A balanced fertilizer labeled 20-20-20 works well during active growth months. Dilute it to one quarter of the recommended strength to avoid burning tender root tips.

Fertilizing once every two weeks through July gives the plant a steady trickle of nutrients. More frequent feeding at full strength causes salt buildup in the bark medium over time.

Salt accumulation blocks nutrient absorption and stresses roots from the inside out. Flushing the pot with plain water every third watering prevents that buildup from becoming a problem.

Phosphorus has long been marketed as the nutrient behind flower production, though a balanced formula works just as well for most home growers.

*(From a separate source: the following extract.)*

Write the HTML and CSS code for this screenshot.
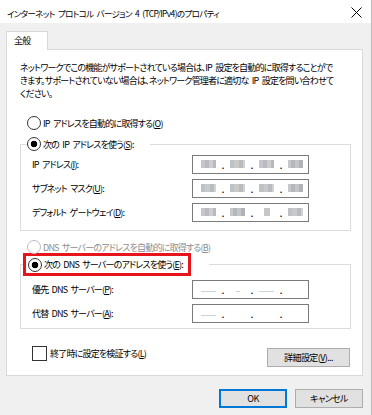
FILE: index.html
```html
<!DOCTYPE html>
<html lang="ja">
<head>
  <meta charset="UTF-8" />
  <meta name="viewport" content="width=device-width, initial-scale=1.0"/>
  <title>インターネット プロトコル バージョン 4 (TCP/IPv4)のプロパティ</title>
  <link rel="stylesheet" href="styles.css">
</head>
<body>
  <div class="window">
    <div class="titlebar">
      <span class="title">インターネット プロトコル バージョン 4 (TCP/IPv4)のプロパティ</span>
      <svg class="close" width="11" height="11" viewBox="0 0 11 11" aria-hidden="true">
        <path d="M0.5 0.5L10.5 10.5M10.5 0.5L0.5 10.5" stroke="#000" stroke-width="1" fill="none"/>
      </svg>
    </div>

    <div class="content">
      <div class="tab">全般</div>
      <div class="panel">
        <p class="desc">ネットワークでこの機能がサポートされている場合は、IP 設定を自動的に取得することがで<br>きます。サポートされていない場合は、ネットワーク管理者に適切な IP 設定を問い合わせて<br>ください。</p>

        <div class="radio option">IP アドレスを自動的に取得する(<u>O</u>)</div>

        <fieldset class="group">
          <legend class="legend-ip"><span class="radio checked">次の IP アドレスを使う(<u>S</u>):</span></legend>
          <div class="rows rows-ip">
            <div class="row">
              <span>IP アドレス(<u>I</u>):</span>
              <div class="ip">
                <span class="blk b1"></span><span class="sep">.</span><span class="blk b2"></span><span class="sep">.</span><span class="blk b1"></span><span class="sep">.</span><span class="blk b3"></span>
              </div>
            </div>
            <div class="row">
              <span>サブネット マスク(<u>U</u>):</span>
              <div class="ip">
                <span class="blk b2"></span><span class="sep">.</span><span class="blk b2"></span><span class="sep">.</span><span class="blk b2"></span><span class="sep">.</span><span class="blk b3"></span>
              </div>
            </div>
            <div class="row">
              <span>デフォルト ゲートウェイ(<u>D</u>):</span>
              <div class="ip">
                <span class="blk b1"></span><span class="sep">.</span><span class="blk b3"></span><span class="sep">.</span><span class="blk small"></span><span class="sep">.</span><span class="blk b2"></span>
              </div>
            </div>
          </div>
        </fieldset>

        <div class="radio option disabled">DNS サーバーのアドレスを自動的に取得する(<u>B</u>)</div>

        <fieldset class="group">
          <legend class="legend-dns"><span class="highlight"><span class="radio checked">次の DNS サーバーのアドレスを使う(<u>E</u>):</span></span></legend>
          <div class="rows rows-dns">
            <div class="row">
              <span>優先 DNS サーバー(<u>P</u>):</span>
              <div class="ip">
                <span class="blk line"></span><span class="sep">.</span><span class="blk line short"></span><span class="sep">.</span><span class="blk line"></span><span class="sep">.</span><span class="blk"></span>
              </div>
            </div>
            <div class="row">
              <span>代替 DNS サーバー(<u>A</u>):</span>
              <div class="ip">
                <span class="blk line"></span><span class="sep">.</span><span class="blk"></span><span class="sep">.</span><span class="blk"></span><span class="sep">.</span><span class="blk"></span>
              </div>
            </div>
          </div>
        </fieldset>

        <div class="footer-row">
          <div class="check">終了時に設定を検証する(<u>L</u>)</div>
          <button type="button" class="btn btn-wide">詳細設定(<u>V</u>)...</button>
        </div>
      </div>

      <div class="actions">
        <button type="button" class="btn btn-default">OK</button>
        <button type="button" class="btn">キャンセル</button>
      </div>
    </div>
  </div>
</body>
</html>
```

FILE: styles.css
```css
* {
  box-sizing: border-box;
}
body {
  margin: 0;
  font-family: "Noto Sans CJK JP", sans-serif;
  font-size: 9px;
  letter-spacing: -0.8px;
  word-spacing: 2px;
  font-feature-settings: "palt";
  color: #000;
  background: #f0f0f0;
}
u {
  text-decoration-thickness: 1px;
  text-underline-offset: 1px;
}
.window {
  width: 372px;
  height: 415px;
  background: #f0f0f0;
  border-right: 1px solid #bdbdbd;
}
.titlebar {
  height: 23px;
  background: #fff;
  display: flex;
  align-items: center;
  justify-content: space-between;
  padding: 2px 9px 0 7px;
}
.title {
  font-size: 8.5px;
  letter-spacing: -0.65px;
}
.close {
  display: block;
}
.content {
  padding: 8px 8px 0 6px;
}
.tab {
  width: 42px;
  height: 19px;
  padding-left: 7px;
  line-height: 18px;
  background: #fff;
  border: 1px solid #d9d9d9;
  border-bottom: none;
  margin-bottom: -1px;
  position: relative;
  z-index: 1;
}
.panel {
  height: 327px;
  background: #fff;
  border: 1px solid #d9d9d9;
  padding: 11px 11px 0 13px;
}
.desc {
  margin: 0;
  line-height: 13px;
  white-space: nowrap;
}

/* radio buttons */
.radio {
  display: flex;
  align-items: center;
  white-space: pre;
}
.radio::before {
  content: "";
  width: 12px;
  height: 12px;
  margin-right: 2px;
  border: 1px solid #333;
  border-radius: 50%;
  background: #fff;
  flex: none;
}
.radio.checked::before {
  background: radial-gradient(circle, #000 0 3px, #fff 3.6px);
}
.option {
  height: 16px;
  margin-top: 15px;
  padding-left: 7px;
}
.option.disabled {
  height: 14px;
  margin-top: 9px;
  color: #8d8d8d;
}
.option.disabled::before {
  border-color: #bcbcbc;
}

/* group boxes */
.group {
  margin: 0;
  padding: 0;
  border: 1px solid #dcdcdc;
  min-width: 0;
}
.legend-ip {
  height: 16px;
  margin-left: 6px;
  padding: 0 16px 0 0;
}
.legend-ip .radio {
  height: 16px;
}
.group:first-of-type {
  margin-top: 5px;
}
.legend-dns {
  margin-left: 2px;
  padding: 0 18px 0 0;
}
.highlight {
  display: block;
  border: 3px solid #e8141c;
  padding: 1px 5px 1px 2px;
  height: 23px;
}
.highlight .radio {
  height: 15px;
}
.group:last-of-type {
  margin-top: -1px;
}
.rows {
  display: grid;
  padding: 0 41px 6px 11px;
}
.rows-dns {
  padding-top: 1px;
  padding-bottom: 3px;
}
.row {
  height: 24px;
  display: flex;
  align-items: center;
  justify-content: space-between;
  white-space: nowrap;
}

/* ip address boxes */
.ip {
  width: 117px;
  height: 19px;
  border: 1px solid #7a7a7a;
  background: #fff;
  display: flex;
  align-items: center;
  padding-left: 8px;
  font-size: 11px;
  letter-spacing: 0;
}
.blk {
  width: 15px;
  height: 8px;
}
.b1 {
  background: linear-gradient(90deg, #c9c5cb 0 25%, #b7bcc2 25% 55%, #cfcdd0 55% 80%, #b9b9bd 80%);
}
.b2 {
  background: linear-gradient(90deg, #bdc2c7 0 30%, #cacaca 30% 60%, #b8bbbf 60% 85%, #d2d2d2 85%);
}
.b3 {
  background: linear-gradient(90deg, #c8c8cb 0 20%, #b3b8bd 20% 50%, #c7c5c9 50% 75%, #aeb3b8 75%);
}
.blk.small {
  background: linear-gradient(90deg, #fff 0 30%, #c6c6c9 30% 70%, #fff 70%);
}
.blk.line {
  height: 1px;
  margin-top: 4px;
  background: #c9d3de;
}
.blk.line.short {
  background: linear-gradient(90deg, #fff 0 40%, #c9d3de 40% 70%, #fff 70%);
}
.sep {
  width: 14px;
  text-align: center;
  line-height: 1;
}

/* bottom of the panel */
.footer-row {
  display: flex;
  align-items: flex-start;
  justify-content: space-between;
  margin-top: 16px;
  padding-right: 1px;
}
.check {
  display: flex;
  align-items: center;
  height: 16px;
  padding-left: 12px;
  white-space: nowrap;
}
.check::before {
  content: "";
  width: 13px;
  height: 13px;
  margin-right: 3px;
  border: 1px solid #333;
  background: #fff;
}
.btn {
  height: 19px;
  padding: 0;
  font-family: inherit;
  font-size: 9px;
  letter-spacing: -0.6px;
  font-feature-settings: "palt";
  color: #000;
  background: #e1e1e1;
  border: 1px solid #adadad;
  border-radius: 0;
}
.btn-wide {
  width: 83px;
  margin-top: 3px;
}
.actions {
  display: flex;
  justify-content: flex-end;
  gap: 8px;
  margin-top: 13px;
}
.actions .btn {
  width: 68px;
}
.btn-default {
  border: 2px solid #0078d7;
}
```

Some growers switch to a bloom booster formula like 10-30-20 in late July to encourage spike development.

Watch your plant carefully after introducing any new fertilizer. Yellow leaf edges or mushy new growth tips are signs that the concentration is still too strong.

Healthy feeding shows up as firm, dark green leaves and plump pseudobulbs on Cattleya types. Those visual cues confirm the plant is storing energy for the next bloom cycle.

A well-fed orchid heading into August has a strong foundation. That stored energy is what pushes a flower spike up through the fall, rewarding your careful July attention with color.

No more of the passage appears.